The latter chapters of the book were even better because they examined the neurological and behavioural aspects of food consumption. The food industry attempts to manipulate the reward pathways and create associations and reinforcement ‘learning.’ This isn’t too difficult (or surprising) as food is its own reward. As I mentioned before, habit takes over from intention, and once patterns are ingrained in your lower brain, it is hard to undue them or understand why you engage in certain actions. After a delicious piece of food which has made us feel good, we then want more reward and are seeking the next ‘wow’ arousal experience; dopamine is released and there is layer upon layer of ‘reinforcement learning’ as you more easily notice the cues that signal reward, creating a greater urge to pursue and consume. As there is more and more delay in the actual, initial feeling of satisfaction from food, more barricades to repetitive behaviour have been toppled.

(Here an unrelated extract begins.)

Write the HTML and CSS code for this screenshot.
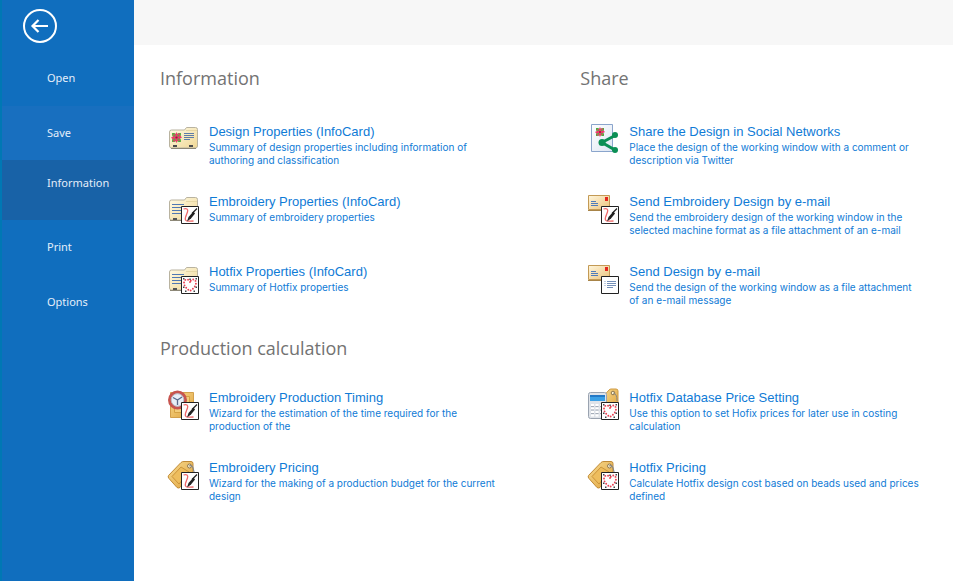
FILE: index.html
```html
<!DOCTYPE html>
<html lang="en">
<head>
<meta charset="utf-8">
<title>Information</title>
<link rel="stylesheet" href="styles.css">
</head>
<body>
<svg class="sprite" aria-hidden="true">
  <defs>
    <linearGradient id="cream" x1="0" y1="0" x2="1" y2="1"><stop offset="0" stop-color="#fffbe6"/><stop offset="1" stop-color="#f0d794"/></linearGradient>
    <linearGradient id="mail" x1="0" y1="0" x2="1" y2="1"><stop offset="0" stop-color="#fff6dc"/><stop offset="1" stop-color="#ecc47c"/></linearGradient>
    <linearGradient id="gold" x1="0" y1="0" x2="1" y2="1"><stop offset="0" stop-color="#f8dc92"/><stop offset="1" stop-color="#dfa13a"/></linearGradient>
    <linearGradient id="paper" x1="0" y1="0" x2="1" y2="1"><stop offset="0" stop-color="#ffffff"/><stop offset="1" stop-color="#dde6f3"/></linearGradient>
  </defs>
  <symbol id="flower" viewBox="0 0 10 10">
    <path d="M1 1h2l2 1 2-1h2v2L8 5l1 2v2H7L5 8 3 9H1V7l1-2-1-2z" fill="#4fae3c"/>
    <path d="M5 0l1 2 2-1v2l2 2-2 1v2L6 8 5 10 4 8 2 9V7L0 5l2-1V2l2 0z" fill="#ee3a6c"/>
    <path d="M2.500 2.500h1.500v1.500H2.500zM6 2.500h1.500v1.500H6zM2.500 6h1.500v1.500H2.500zM6 6h1.500v1.500H6z" fill="#55b53f"/>
    <circle cx="5" cy="5" r="1" fill="#9c1740"/>
  </symbol>
  <symbol id="folder" viewBox="0 0 34 34">
    <path d="M2.500 10q0-2 2-2h13l2-2.500h9q2 0 2 2V26q0 2-2 2h-24q-2 0-2-2z" fill="url(#cream)" stroke="#b9b3a0"/>
    <path d="M19 9.500h11" stroke="#e6d7a4"/>
    <path d="M3 28.500h27" stroke="#8d8878"/>
    <path d="M5 12.500h12M5 15.500h10M5 18.500h10M5 21.500h10" stroke="#5078b4"/>
    <path d="M6 26h4v2H6z" fill="#555"/>
  </symbol>
  <symbol id="stitch" viewBox="0 0 34 34">
    <path d="M14.500 14.500h17v17h-17z" fill="#fff" stroke="#222"/>
    <path d="M16.500 17c3-1 5 0 4 3s-3 6-2 8 4 1 8 1" fill="none" stroke="#ef6868" stroke-width="1.300"/>
    <path d="M30 16.500l-5 5" stroke="#222" stroke-width="1.300"/>
    <path d="M26.500 19.500l1.500 2-4 5-4 3 1.500-4.500z" fill="#222"/>
  </symbol>
  <symbol id="heart" viewBox="0 0 34 34">
    <path d="M14.500 14.500h17v17h-17z" fill="#fff" stroke="#222"/>
    <path d="M23 20c-2-4-6-3-6 1 0 3 3 6 6 8 3-2 6-5 6-8 0-4-4-5-6-1z" fill="none" stroke="#ea4052" stroke-width="1.900" stroke-linecap="round" stroke-dasharray="0 2.900"/>
    <path d="M16 16h1.500v1.500H16zM28.500 16H30v1.500h-1.500zM22.300 16.500h1.500V18h-1.500zM16 24.500h1.500V26H16zM28.500 24.500H30V26h-1.500zM18 28.500h1.500V30H18zM26.500 28.500H28V30h-1.500z" fill="#444"/>
  </symbol>
  <symbol id="envelope" viewBox="0 0 34 34">
    <path d="M1.500 3.500h21v14h-21z" fill="url(#mail)" stroke="#c39a55"/>
    <path d="M1 18.500h22" stroke="#a88448"/>
    <path d="M18 5h3v4h-3z" fill="#e3261d"/>
    <path d="M4 9.500h5M4 11.500h7M4 13.500h7" stroke="#4f7dbb"/>
  </symbol>
  <symbol id="tag" viewBox="0 0 34 34">
    <path d="M1.500 17.500L14 4.500q1-1 3-1h7q2 0 2 2V13q0 1-1 2L13 29.500q-1.500 1-3 0l-8-9q-1.500-1.500-.5-3z" fill="url(#gold)" stroke="#c18a35"/>
    <path d="M5 18.500l9-9.500 8 5-10 12z" fill="#eebd5d" stroke="#cc943b"/>
    <circle cx="22.500" cy="8" r="2" fill="#fff4d0" stroke="#8d7650"/>
    <path d="M22 8q4-2 5 6" fill="none" stroke="#8d8a83" stroke-width="1.200"/>
  </symbol>
  <symbol id="i-card" viewBox="0 0 34 34">
    <path d="M2.500 10q0-2 2-2h13l2-2.500h9q2 0 2 2V24q0 2-2 2h-24q-2 0-2-2z" fill="url(#cream)" stroke="#b9b3a0"/>
    <path d="M19 8.500h11" stroke="#e6d7a4"/>
    <path d="M4 26.500h25" stroke="#8d8878"/>
    <use href="#flower" x="4" y="10" width="11" height="11"/>
    <path d="M17 11.500h10M17 13.500h10M17 15.500h10M17 17.500h6" stroke="#5d7ca8"/>
    <path d="M6 23h4v2H6zM22 23h4v2h-4z" fill="#4c4c4c"/>
  </symbol>
  <symbol id="i-share" viewBox="0 0 34 34">
    <path d="M4.500 2.500h21v27h-21z" fill="url(#paper)" stroke="#8aa5cc"/>
    <use href="#flower" x="8" y="5" width="10" height="10"/>
    <path d="M28 13.500L15 20.500l13 7.500" fill="none" stroke="#0b8f55" stroke-width="3"/>
    <circle cx="28" cy="13" r="3" fill="#0b8f55"/>
    <circle cx="15" cy="20.500" r="3.500" fill="#0b8f55"/>
    <circle cx="28" cy="28" r="3" fill="#0b8f55"/>
  </symbol>
  <symbol id="i-note" viewBox="0 0 34 34">
    <path d="M14.500 14.500h17v17h-17z" fill="#fff" stroke="#222"/>
    <path d="M20 19.500h9M20 21.500h9M20 23.500h9M20 25.500h6" stroke="#7590b8"/>
    <path d="M17 19.500h2M17 21.500h2M17 23.500h2" stroke="#c3d0e3"/>
  </symbol>
  <symbol id="i-clock" viewBox="0 0 34 34">
    <path d="M3.500 4.500h23v25h-23z" fill="url(#gold)" stroke="#d3a04c"/>
    <path d="M7.500 8.500h15v16h-15z" fill="#f3cd7c" stroke="#d5a245"/>
    <circle cx="10.500" cy="12" r="8" fill="#e8eef7" stroke="#c7544f" stroke-width="3"/>
    <circle cx="10.500" cy="12" r="6.300" fill="none" stroke="#b9b9c6"/>
    <path d="M10.500 12L6 9.500M10.500 12l4.500-3M10.500 12v5" stroke="#58698c" stroke-width="1.300"/>
  </symbol>
  <symbol id="i-calc" viewBox="0 0 34 34">
    <path d="M14 11l8-9q1-1 2-1h5q2 0 2 2v12l-8 8z" fill="url(#gold)" stroke="#cf9a43"/>
    <circle cx="26" cy="5" r="1.800" fill="#fff4d0" stroke="#8d7650"/>
    <path d="M26 5q4 0 4 8" fill="none" stroke="#8d8a83"/>
    <rect x="1.500" y="4.500" width="18" height="26" rx="2" fill="#dfe3e9" stroke="#9aa3b0"/>
    <path d="M3 7h15v6H3z" fill="#3aa0e6"/>
    <path d="M3 7h15v2H3z" fill="#2278c6"/>
    <path d="M4 17h12M4 20.500h12M4 24h12M4 27.500h12" stroke="#fff" stroke-width="2" stroke-dasharray="3 1.500"/>
    <path d="M4 18.500h12M4 22h12M4 25.500h12" stroke="#a5adb9" stroke-dasharray="3 1.500"/>
  </symbol>
</svg>
<div class="app">
  <aside class="sidebar">
    <button class="back" type="button" aria-label="Back">
      <svg viewBox="0 0 36 36" width="36" height="36" fill="none" stroke="#fff" aria-hidden="true">
        <circle cx="18" cy="18" r="16" stroke-width="2"/>
        <path d="M26 18H10.500M16.500 12l-6 6 6 6" stroke-width="2.200"/>
      </svg>
    </button>
    <nav class="menu">
      <a href="#open">Open</a>
      <a class="hover" href="#save">Save</a>
      <a class="current" href="#information" aria-current="page">Information</a>
      <a href="#print">Print</a>
      <a href="#options">Options</a>
    </nav>
  </aside>
  <main class="main">
    <div class="topbar"></div>
    <div class="content">
      <section class="information">
        <h2>Information</h2>
        <div class="items">
          <a class="item" href="#design-properties">
            <svg class="icon" aria-hidden="true"><use href="#i-card"/></svg>
            <span class="text"><span class="title">Design Properties (InfoCard)</span>
            <span class="desc">Summary of design properties including information of<br>authoring and classification</span></span>
          </a>
          <a class="item" href="#embroidery-properties">
            <svg class="icon" aria-hidden="true"><use href="#folder"/><use href="#stitch"/></svg>
            <span class="text"><span class="title">Embroidery Properties (InfoCard)</span>
            <span class="desc">Summary of embroidery properties</span></span>
          </a>
          <a class="item" href="#hotfix-properties">
            <svg class="icon" aria-hidden="true"><use href="#folder"/><use href="#heart"/></svg>
            <span class="text"><span class="title">Hotfix Properties (InfoCard)</span>
            <span class="desc">Summary of Hotfix properties</span></span>
          </a>
        </div>
      </section>
      <section class="share">
        <h2>Share</h2>
        <div class="items">
          <a class="item" href="#social">
            <svg class="icon" aria-hidden="true"><use href="#i-share"/></svg>
            <span class="text"><span class="title">Share the Design in Social Networks</span>
            <span class="desc">Place the design of the working window with a comment or<br>description via Twitter</span></span>
          </a>
          <a class="item" href="#send-embroidery">
            <svg class="icon" aria-hidden="true"><use href="#envelope"/><use href="#stitch"/></svg>
            <span class="text"><span class="title">Send Embroidery Design by e-mail</span>
            <span class="desc">Send the embroidery design of the working window in the<br>selected machine format as a file attachment of an e-mail</span></span>
          </a>
          <a class="item" href="#send-design">
            <svg class="icon" aria-hidden="true"><use href="#envelope"/><use href="#i-note"/></svg>
            <span class="text"><span class="title">Send Design by e-mail</span>
            <span class="desc">Send the design of the working window as a file attachment<br>of an e-mail message</span></span>
          </a>
        </div>
      </section>
      <section class="production">
        <h2>Production calculation</h2>
        <div class="items">
          <a class="item" href="#timing">
            <svg class="icon" aria-hidden="true"><use href="#i-clock"/><use href="#stitch"/></svg>
            <span class="text"><span class="title">Embroidery Production Timing</span>
            <span class="desc">Wizard for the estimation of the time required for the<br>production of the</span></span>
          </a>
          <a class="item" href="#price-setting">
            <svg class="icon" aria-hidden="true"><use href="#i-calc"/><use href="#heart"/></svg>
            <span class="text"><span class="title">Hotfix Database Price Setting</span>
            <span class="desc">Use this option to set Hofix prices for later use in costing<br>calculation</span></span>
          </a>
          <a class="item" href="#embroidery-pricing">
            <svg class="icon" aria-hidden="true"><use href="#tag"/><use href="#stitch"/></svg>
            <span class="text"><span class="title">Embroidery Pricing</span>
            <span class="desc">Wizard for the making of a production budget for the current<br>design</span></span>
          </a>
          <a class="item" href="#hotfix-pricing">
            <svg class="icon" aria-hidden="true"><use href="#tag"/><use href="#heart"/></svg>
            <span class="text"><span class="title">Hotfix Pricing</span>
            <span class="desc">Calculate Hotfix design cost based on beads used and prices<br>defined</span></span>
          </a>
        </div>
      </section>
    </div>
  </main>
</div>
</body>
</html>
```
FILE: styles.css
```css
* {
  box-sizing: border-box;
}

body {
  margin: 0;
  background: #fff;
  font-family: "Liberation Sans", Arial, sans-serif;
}

.sprite {
  position: absolute;
  width: 0;
  height: 0;
}

a {
  color: inherit;
  text-decoration: none;
}

.app {
  display: flex;
  min-height: 100vh;
}

.sidebar {
  flex: 0 0 134px;
  background: #106ebe;
  border-left: 2px solid #0078b4;
}

.back {
  display: block;
  margin: 8px 0 0 20px;
  padding: 0;
  border: 0;
  background: none;
}

.back svg {
  display: block;
}

.menu {
  display: flex;
  flex-direction: column;
  margin-top: 7px;
  color: #e4eefa;
  font: 11px/16px "Noto Sans", "Open Sans", sans-serif;
}

.menu a {
  padding: 19px 0 20px 45px;
}

.menu a.hover {
  padding-bottom: 19px;
  background: #186fbf;
}

.menu a.current {
  padding: 15px 0 29px 45px;
  background: #1862a7;
}

.main {
  flex: 1;
  min-width: 0;
}

.topbar {
  height: 45px;
  background: #f7f7f7;
}

.content {
  display: grid;
  grid-template-columns: 53% 1fr;
  row-gap: 20px;
  padding: 21px 0 0 26px;
}

.production {
  grid-column: 1 / -1;
}

h2 {
  margin: 0 0 32px;
  color: #737373;
  font: 18px/24px "Open Sans", "Noto Sans", sans-serif;
}

.items {
  display: grid;
  grid-auto-rows: 54px;
  row-gap: 16px;
}

.production h2 {
  margin-bottom: 28px;
}

.production .items {
  grid-template-columns: 53% 1fr;
}

.item {
  display: flex;
  gap: 8px;
  padding-left: 7px;
  color: #0f7bd6;
}

.icon {
  flex: none;
  width: 34px;
  height: 34px;
}

.text {
  white-space: nowrap;
}

.title,
.desc {
  display: block;
}

.title {
  font-size: 13px;
  line-height: 19px;
}

.desc {
  font-family: Inter, "Liberation Sans", sans-serif;
  font-size: 10px;
  line-height: 13px;
}
```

It is difficult because food truly does make you feel better. There is a spiral of wanting that easily develops due to the sensory and emotional associations with food. Despite this, Kessler does offer useful guidelines for those eating more than they desire. Primarily, do not engage in a battle of wills with your desire and your restraint. Instead, develop a series of rules, included If-Then scenarios, to enforce you eating goals. Basically, don’t be around fattening food or people who eat fattening food in front of you, and avoid routes or locations where you will be tempted by food cues.
In summation, great book! The End of Eating is accessible, informative and helpful. Go read it and think about if you are eating for reward or eating for hunger.*
*acknowledging that, evolutionarily, if hunger did not exist as a motivating factor and eating, or the reduction of hunger, was not reduced by food, we would not be able to survive (as we are).